まずは、ジャケットと呼ばれる構造を考えてみましょう。

タンク

タンク周りのジャケットというと以下のような構造をしています。

プロセス対象

タンク(この場合は撹拌槽)の周りを金属板で覆う形です。

ジャケットの日本語が外套と呼ばれることからも、外に羽織るものというイメージで理解しやすいでしょう。

ジャケットの典型例は胴部・下鏡部だけを覆ったものですが、選択肢はいくつかあります。

セミフルジャケット

フルジャケットはタンク全体を覆いますが、コストは上がります。ジャケットのその逆です。

フルジャケットにするかセミジャケットにするかは使い方に依存します。

バッチプラントならセミジャケット方式が圧倒的です。

配管

配管でも装置と同じようにジャケット方式があります。

二重管と呼んでいる場合もあるでしょう。

二重管

タンクと同じようにフルジャケットとセミジャケットがあります。

フルジャケットは配管末端までジャケットで覆われています。その代わりに配管フランジサイズは大きくなります。

セミジャケットは配管末端がジャケットに覆われていないです。これを良しとするかどうかは使い方に依存します。

ジャケット(jacket)の使い方

ジャケットの使い方はいくつかのパターンがあります。

温度調整

ジャケットの典型的な使い方は温度調整です。

ジャケット内側の本体内部にあるプロセス液の温度を一定に保とうという狙いです。

プロセス液を温める場合はスチームや温水を、冷やす場合にはブラインや冷水を通します。

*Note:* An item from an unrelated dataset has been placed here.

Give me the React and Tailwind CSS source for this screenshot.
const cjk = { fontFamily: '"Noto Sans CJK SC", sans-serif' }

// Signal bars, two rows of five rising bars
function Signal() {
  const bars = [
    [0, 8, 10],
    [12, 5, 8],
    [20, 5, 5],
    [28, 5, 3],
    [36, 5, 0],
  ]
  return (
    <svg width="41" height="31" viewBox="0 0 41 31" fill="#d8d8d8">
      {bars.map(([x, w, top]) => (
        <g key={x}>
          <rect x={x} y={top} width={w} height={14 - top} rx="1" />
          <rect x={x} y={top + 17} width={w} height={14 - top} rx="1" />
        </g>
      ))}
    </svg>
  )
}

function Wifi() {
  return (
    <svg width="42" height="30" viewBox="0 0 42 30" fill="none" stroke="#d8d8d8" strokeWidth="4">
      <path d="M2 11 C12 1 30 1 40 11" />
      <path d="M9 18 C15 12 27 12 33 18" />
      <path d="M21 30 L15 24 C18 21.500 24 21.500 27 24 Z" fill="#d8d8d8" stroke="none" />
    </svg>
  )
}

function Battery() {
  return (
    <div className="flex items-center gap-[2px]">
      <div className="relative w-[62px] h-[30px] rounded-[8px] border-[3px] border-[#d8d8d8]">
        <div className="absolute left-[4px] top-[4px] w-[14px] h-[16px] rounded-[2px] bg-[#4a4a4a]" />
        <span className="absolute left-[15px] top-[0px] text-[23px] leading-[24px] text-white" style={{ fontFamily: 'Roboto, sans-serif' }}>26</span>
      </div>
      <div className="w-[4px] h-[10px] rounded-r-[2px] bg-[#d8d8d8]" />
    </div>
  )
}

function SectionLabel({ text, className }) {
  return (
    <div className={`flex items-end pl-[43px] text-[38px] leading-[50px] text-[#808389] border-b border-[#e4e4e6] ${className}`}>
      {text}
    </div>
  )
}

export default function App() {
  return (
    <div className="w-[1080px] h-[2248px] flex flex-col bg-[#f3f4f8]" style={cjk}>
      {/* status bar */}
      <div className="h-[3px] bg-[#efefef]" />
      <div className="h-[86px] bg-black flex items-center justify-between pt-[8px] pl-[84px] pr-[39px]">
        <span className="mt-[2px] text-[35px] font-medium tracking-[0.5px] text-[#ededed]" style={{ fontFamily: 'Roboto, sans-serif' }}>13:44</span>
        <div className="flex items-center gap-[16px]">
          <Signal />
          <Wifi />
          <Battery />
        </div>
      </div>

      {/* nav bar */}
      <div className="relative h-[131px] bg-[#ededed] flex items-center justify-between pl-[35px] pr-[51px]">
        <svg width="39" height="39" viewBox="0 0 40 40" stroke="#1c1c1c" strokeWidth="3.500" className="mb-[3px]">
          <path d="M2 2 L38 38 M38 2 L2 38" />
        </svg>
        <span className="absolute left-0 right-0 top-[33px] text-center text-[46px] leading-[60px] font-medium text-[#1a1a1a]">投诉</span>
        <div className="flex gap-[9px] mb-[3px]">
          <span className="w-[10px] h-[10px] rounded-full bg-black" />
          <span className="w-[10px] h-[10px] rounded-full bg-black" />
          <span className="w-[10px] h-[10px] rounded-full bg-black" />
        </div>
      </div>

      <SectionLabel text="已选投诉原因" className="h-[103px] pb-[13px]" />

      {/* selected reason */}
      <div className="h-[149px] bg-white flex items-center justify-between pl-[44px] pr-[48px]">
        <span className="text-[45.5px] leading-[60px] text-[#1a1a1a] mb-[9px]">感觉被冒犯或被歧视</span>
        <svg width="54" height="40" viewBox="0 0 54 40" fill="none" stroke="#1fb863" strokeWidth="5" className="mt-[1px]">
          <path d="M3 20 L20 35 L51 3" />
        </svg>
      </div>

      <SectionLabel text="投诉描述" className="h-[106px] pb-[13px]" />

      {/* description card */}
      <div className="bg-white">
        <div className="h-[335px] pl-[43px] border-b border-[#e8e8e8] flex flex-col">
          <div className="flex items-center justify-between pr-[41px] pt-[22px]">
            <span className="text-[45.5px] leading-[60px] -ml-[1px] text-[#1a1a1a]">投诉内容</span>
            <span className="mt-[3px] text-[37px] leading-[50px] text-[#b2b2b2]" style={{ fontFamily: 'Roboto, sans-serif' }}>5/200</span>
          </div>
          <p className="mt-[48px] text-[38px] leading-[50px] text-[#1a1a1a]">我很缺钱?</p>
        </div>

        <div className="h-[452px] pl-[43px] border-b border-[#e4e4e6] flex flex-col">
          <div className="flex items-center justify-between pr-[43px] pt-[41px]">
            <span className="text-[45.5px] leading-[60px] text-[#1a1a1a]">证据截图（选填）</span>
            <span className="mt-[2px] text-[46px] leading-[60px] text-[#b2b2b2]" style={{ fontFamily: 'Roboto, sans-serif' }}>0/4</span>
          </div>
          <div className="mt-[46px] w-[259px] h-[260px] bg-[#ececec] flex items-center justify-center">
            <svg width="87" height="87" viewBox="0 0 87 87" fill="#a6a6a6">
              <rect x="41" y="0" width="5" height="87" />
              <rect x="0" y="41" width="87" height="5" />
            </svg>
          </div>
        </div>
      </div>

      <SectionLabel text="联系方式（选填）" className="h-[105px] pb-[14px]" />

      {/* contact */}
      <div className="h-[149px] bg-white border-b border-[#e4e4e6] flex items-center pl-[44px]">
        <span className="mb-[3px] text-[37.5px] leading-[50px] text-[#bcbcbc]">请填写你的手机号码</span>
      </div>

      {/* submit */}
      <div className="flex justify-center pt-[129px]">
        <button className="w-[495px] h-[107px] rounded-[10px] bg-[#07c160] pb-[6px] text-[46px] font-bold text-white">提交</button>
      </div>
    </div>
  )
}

積極的な温度調整をしないけども、外気による温度変化を避けるために魔法瓶と同じ目的でジャケットに空気を充満させる場合もあります。

ジャケットと設備の接している部分は温度差が高く、化学プロセス液によっては危険な状態になりえます。

外側から温度を調整する仕組みなので、タンクのように内側の径が大きい装置では内部まで熱が伝わりません。

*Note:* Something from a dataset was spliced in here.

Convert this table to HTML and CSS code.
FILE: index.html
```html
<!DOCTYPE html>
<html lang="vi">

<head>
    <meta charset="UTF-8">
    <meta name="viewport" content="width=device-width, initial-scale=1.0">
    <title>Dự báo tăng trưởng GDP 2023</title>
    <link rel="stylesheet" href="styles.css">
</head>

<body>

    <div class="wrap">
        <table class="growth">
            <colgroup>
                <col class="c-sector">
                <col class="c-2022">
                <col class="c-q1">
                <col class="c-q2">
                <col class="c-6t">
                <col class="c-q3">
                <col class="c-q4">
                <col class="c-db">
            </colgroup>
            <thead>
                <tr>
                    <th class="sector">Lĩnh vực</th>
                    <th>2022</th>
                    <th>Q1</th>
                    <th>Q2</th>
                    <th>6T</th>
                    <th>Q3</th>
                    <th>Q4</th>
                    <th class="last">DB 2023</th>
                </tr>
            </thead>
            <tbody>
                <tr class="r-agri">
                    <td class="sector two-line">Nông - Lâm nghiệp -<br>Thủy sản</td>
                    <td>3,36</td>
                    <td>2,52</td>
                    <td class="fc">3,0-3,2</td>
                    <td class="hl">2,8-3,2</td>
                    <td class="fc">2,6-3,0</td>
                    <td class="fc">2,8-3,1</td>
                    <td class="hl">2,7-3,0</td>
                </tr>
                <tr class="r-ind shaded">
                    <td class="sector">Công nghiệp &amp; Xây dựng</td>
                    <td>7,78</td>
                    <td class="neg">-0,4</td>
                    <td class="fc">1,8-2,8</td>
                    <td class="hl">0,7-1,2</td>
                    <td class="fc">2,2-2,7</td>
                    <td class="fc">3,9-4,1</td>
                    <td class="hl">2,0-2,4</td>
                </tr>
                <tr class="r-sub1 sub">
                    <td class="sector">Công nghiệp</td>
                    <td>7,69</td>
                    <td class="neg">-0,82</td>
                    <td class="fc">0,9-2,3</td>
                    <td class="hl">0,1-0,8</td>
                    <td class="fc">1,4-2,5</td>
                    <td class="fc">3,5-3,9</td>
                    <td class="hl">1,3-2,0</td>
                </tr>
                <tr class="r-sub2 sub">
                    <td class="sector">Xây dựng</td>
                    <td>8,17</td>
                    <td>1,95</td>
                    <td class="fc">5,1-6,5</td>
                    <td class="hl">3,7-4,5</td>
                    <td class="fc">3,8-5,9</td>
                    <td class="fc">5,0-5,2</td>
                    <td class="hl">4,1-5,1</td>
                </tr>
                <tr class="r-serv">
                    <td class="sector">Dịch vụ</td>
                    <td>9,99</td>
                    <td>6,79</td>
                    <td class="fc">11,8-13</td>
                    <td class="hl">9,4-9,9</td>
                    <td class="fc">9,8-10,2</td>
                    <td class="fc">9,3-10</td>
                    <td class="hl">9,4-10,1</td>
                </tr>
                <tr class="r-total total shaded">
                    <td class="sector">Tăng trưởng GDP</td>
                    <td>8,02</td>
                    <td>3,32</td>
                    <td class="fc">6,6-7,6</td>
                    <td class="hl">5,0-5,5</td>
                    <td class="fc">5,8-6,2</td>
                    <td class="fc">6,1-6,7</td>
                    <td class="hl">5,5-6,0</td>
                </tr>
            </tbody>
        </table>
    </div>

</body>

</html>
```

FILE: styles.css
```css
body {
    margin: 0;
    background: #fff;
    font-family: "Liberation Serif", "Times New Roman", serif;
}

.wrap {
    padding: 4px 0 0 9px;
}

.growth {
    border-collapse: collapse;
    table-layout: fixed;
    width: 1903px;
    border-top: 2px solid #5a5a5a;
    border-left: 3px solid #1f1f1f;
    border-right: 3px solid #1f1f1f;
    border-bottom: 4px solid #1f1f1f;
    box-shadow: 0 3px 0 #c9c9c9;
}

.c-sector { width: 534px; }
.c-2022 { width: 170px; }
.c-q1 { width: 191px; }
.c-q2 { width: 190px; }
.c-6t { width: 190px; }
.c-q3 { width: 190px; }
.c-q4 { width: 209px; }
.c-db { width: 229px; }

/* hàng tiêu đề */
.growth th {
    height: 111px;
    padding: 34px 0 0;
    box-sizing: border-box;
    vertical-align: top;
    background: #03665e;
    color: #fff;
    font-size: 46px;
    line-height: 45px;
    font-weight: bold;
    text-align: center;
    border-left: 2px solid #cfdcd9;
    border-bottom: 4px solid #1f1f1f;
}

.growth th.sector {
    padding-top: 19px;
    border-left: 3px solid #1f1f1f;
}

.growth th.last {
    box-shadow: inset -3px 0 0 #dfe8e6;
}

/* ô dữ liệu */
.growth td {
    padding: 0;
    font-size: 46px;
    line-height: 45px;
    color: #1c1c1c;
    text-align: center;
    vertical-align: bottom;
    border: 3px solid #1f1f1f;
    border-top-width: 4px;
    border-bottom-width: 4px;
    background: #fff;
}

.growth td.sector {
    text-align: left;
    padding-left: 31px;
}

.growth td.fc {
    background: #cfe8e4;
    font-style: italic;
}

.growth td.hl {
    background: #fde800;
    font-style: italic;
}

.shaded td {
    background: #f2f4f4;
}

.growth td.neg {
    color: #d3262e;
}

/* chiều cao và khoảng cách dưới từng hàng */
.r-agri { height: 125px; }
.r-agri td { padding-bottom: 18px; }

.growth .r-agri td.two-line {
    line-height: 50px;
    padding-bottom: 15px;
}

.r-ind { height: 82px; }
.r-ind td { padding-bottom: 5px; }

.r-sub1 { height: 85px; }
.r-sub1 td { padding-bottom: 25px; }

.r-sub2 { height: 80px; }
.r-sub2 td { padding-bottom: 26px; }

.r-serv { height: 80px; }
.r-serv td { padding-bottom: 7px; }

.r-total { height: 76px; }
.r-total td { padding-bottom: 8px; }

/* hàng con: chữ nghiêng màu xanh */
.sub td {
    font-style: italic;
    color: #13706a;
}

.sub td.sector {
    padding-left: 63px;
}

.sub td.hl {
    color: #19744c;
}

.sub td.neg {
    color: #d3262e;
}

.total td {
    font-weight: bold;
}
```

伝熱を促進するために、タンク内部に撹拌機をつけて撹拌を回します。

配管でのジャケット方式の場合は、配管径は一般に小さく流速も高いため、内部で温度ムラが起こりにくいです。

ジャケットを付けることで外気との接触を断つことができるので、温度調整という意味ではより有利です。

タンクでセミジャケットにするのは、フルジャケットにしても上鏡側は気相部になって熱の面であまり気にする必要がないからです。

断熱材を巻いて終わり、とすることが多いです

漏洩防止

ジャケット方式は温度調整が一般的ですが、漏洩防止の役目もあります。

タンクや装置内部に危険なプロセスを扱っていて、溶接部からの漏れを気にする場合にはジャケットを使います。

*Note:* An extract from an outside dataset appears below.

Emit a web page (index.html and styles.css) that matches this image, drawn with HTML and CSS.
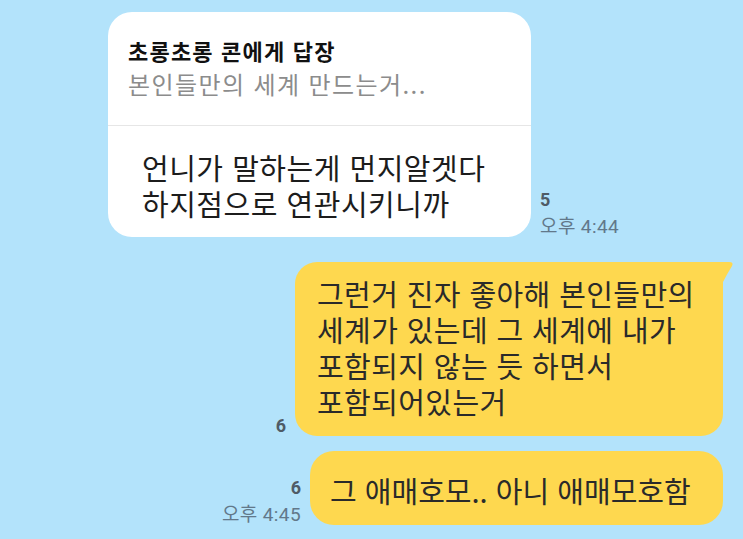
FILE: index.html
```html
<!DOCTYPE html>
<html lang="ko">
<head>
    <meta charset="UTF-8">
    <meta name="viewport" content="width=device-width, initial-scale=1.0">
    <title>채팅</title>
    <link rel="stylesheet" href="styles.css">
</head>
<body>
    <div class="chat">
        <div class="row received">
            <div class="bubble reply-bubble">
                <div class="reply-head">
                    <div class="reply-title">초롱초롱 콘에게 답장</div>
                    <div class="reply-quote">본인들만의 세계 만드는거...</div>
                </div>
                <div class="reply-body">언니가 말하는게 먼지알겟다<br>하지점으로 연관시키니까</div>
            </div>
            <div class="meta">
                <div class="count">5</div>
                <div class="time">오후 4:44</div>
            </div>
        </div>

        <div class="row sent first">
            <div class="meta">
                <div class="count">6</div>
            </div>
            <div class="bubble mine tail long">그런거 진자 좋아해 본인들만의<br>세계가 있는데 그 세계에 내가<br>포함되지 않는 듯 하면서<br>포함되어있는거</div>
        </div>

        <div class="row sent">
            <div class="meta">
                <div class="count">6</div>
                <div class="time">오후 4:45</div>
            </div>
            <div class="bubble mine short">그 애매호모.. 아니 애매모호함</div>
        </div>
    </div>
</body>
</html>
```

FILE: styles.css
```css
body {
    margin: 0;
    background-color: #b3e3fb;
    font-family: "Noto Sans CJK KR", sans-serif;
    color: #1c1c1c;
}
.chat {
    display: flex;
    flex-direction: column;
    padding-top: 12px;
}
.row {
    display: flex;
    align-items: flex-end;
    gap: 9px;
}
.received {
    padding-left: 108px;
}
.sent {
    justify-content: flex-end;
    padding-right: 20px;
    margin-top: 15px;
}
.sent.first {
    margin-top: 25px;
}
.sent .meta {
    text-align: right;
}
.bubble {
    box-sizing: border-box;
    font-size: 29px;
    line-height: 36px;
}
.reply-bubble {
    width: 423px;
    background-color: #fff;
    border-radius: 24px;
}
.reply-head {
    padding: 25px 20px 24px;
    border-bottom: 1px solid #e6e6e6;
}
.reply-title {
    font-size: 22px;
    font-weight: bold;
    line-height: 26px;
    letter-spacing: 1.2px;
    color: #111;
}
.reply-quote {
    margin-top: 4px;
    font-size: 24px;
    line-height: 34px;
    letter-spacing: 1.4px;
    color: #8c8c8c;
}
.reply-body {
    padding: 23px 20px 16px 34px;
    letter-spacing: 0.5px;
}
.mine {
    position: relative;
    background-color: #fed84f;
    border-radius: 22px;
    color: #2a2a2a;
    letter-spacing: 0.4px;
}
.mine.long {
    width: 428px;
    padding: 13px 20px 17px 22px;
}
.mine.short {
    width: 413px;
    padding: 21px 20px 17px 20px;
    border-radius: 24px;
    letter-spacing: 0;
}
.tail {
    border-top-right-radius: 0;
}
.tail::after {
    content: "";
    position: absolute;
    top: 0;
    right: -11px;
    width: 14px;
    height: 20px;
    background-color: #fed84f;
    clip-path: path("M0 0 H9 Q14 0 12 4 Q7 12 3 20 L0 20 Z");
}
.meta {
    margin-bottom: -2px;
    font-family: Roboto, "Noto Sans CJK KR", sans-serif;
    font-size: 19px;
    line-height: 24px;
    white-space: nowrap;
}
.count {
    font-size: 18px;
    font-weight: bold;
    color: #4f5b66;
}
.time {
    margin-top: 3px;
    color: #62788a;
    letter-spacing: 0.4px;
}
```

この目的であれば、フルジャケットにすることが好ましいです。

ジャケット内部には空気や場合によって窒素も検討しましょう。

装置保護

グラスライニングの装置などではジャケットは保護装置の役目を持ちます。

外部の衝撃などに弱いグラスライニング。

ジャケットが盾の役目を果たします。

とはいえ、ジャケットに保護の役目は過度に期待しない方が賢明です。

作業服と同じで、最後の砦という位置づけが良いでしょう。

ジャケット(jacket)の問題

ジャケットはその目的を考えるととても有用ですが、問題点もあります。

腐食

ジャケットの最大の問題は腐食です。

ジャケットを付けることによって本体外面が見えなくなってしまいます。

ここに、スチームや水を流していると、炭素鋼がいつ腐食するか分かりません。

気にすることなく長年使っていると、いつの間にか腐食して使えなくなった。

最近の化学プラントでは増加している問題です。

定期的なメンテナンスや交換を考えないといけませんね。

コスト

ジャケットを付けるということは当然コストが上がります。

金属量が増えるから当然ですね。

重量・寸法

ジャケットを付けることで重量は当然ながら増えます。

プラントによっては重量オーバーとなることもあります。

ジャケット分だけ径が大きくなります。

狭い日本のプラントでは配管などを通す場所が少なくなって困ることが多いです。

温度調整の選択肢

ジャケットは温度調整が最大の使い道です。

では、温度調整はジャケットでなければできないでしょうか?

化学プラントの場合には、トレース・コイルという方法もあります。

どちらも細い配管を使う点は同じ。

トレースは装置の外側、コイルは装置の内側に対して使うイメージです。

トレースの場合は、流量が少ないので温度調整の効果は低いですが、取り外しが簡単です。

コイルはジャケットよりも内側でプロセスと熱のやり取りができるので熱交換の点で有利です。一方で、腐食の原因になりやすいです。

トレースよりは流量が欲しいけど、コイルほどの厳しい環境でないから、ジャケットを使うという選択になります。

参考

関連記事

ジャケットについてさらに知りたい方は、以下の記事をご覧ください。

最後に

化学装置でジャケットを付ける理由について解説しました。

装置内部の温度調整がメインの使い方ですが、プロセス液の外部への漏洩防止の役目も持っています。

フルジャケットとセミジャケットの2つがあります。

タンク・撹拌槽のほかにも配管に対しても使います。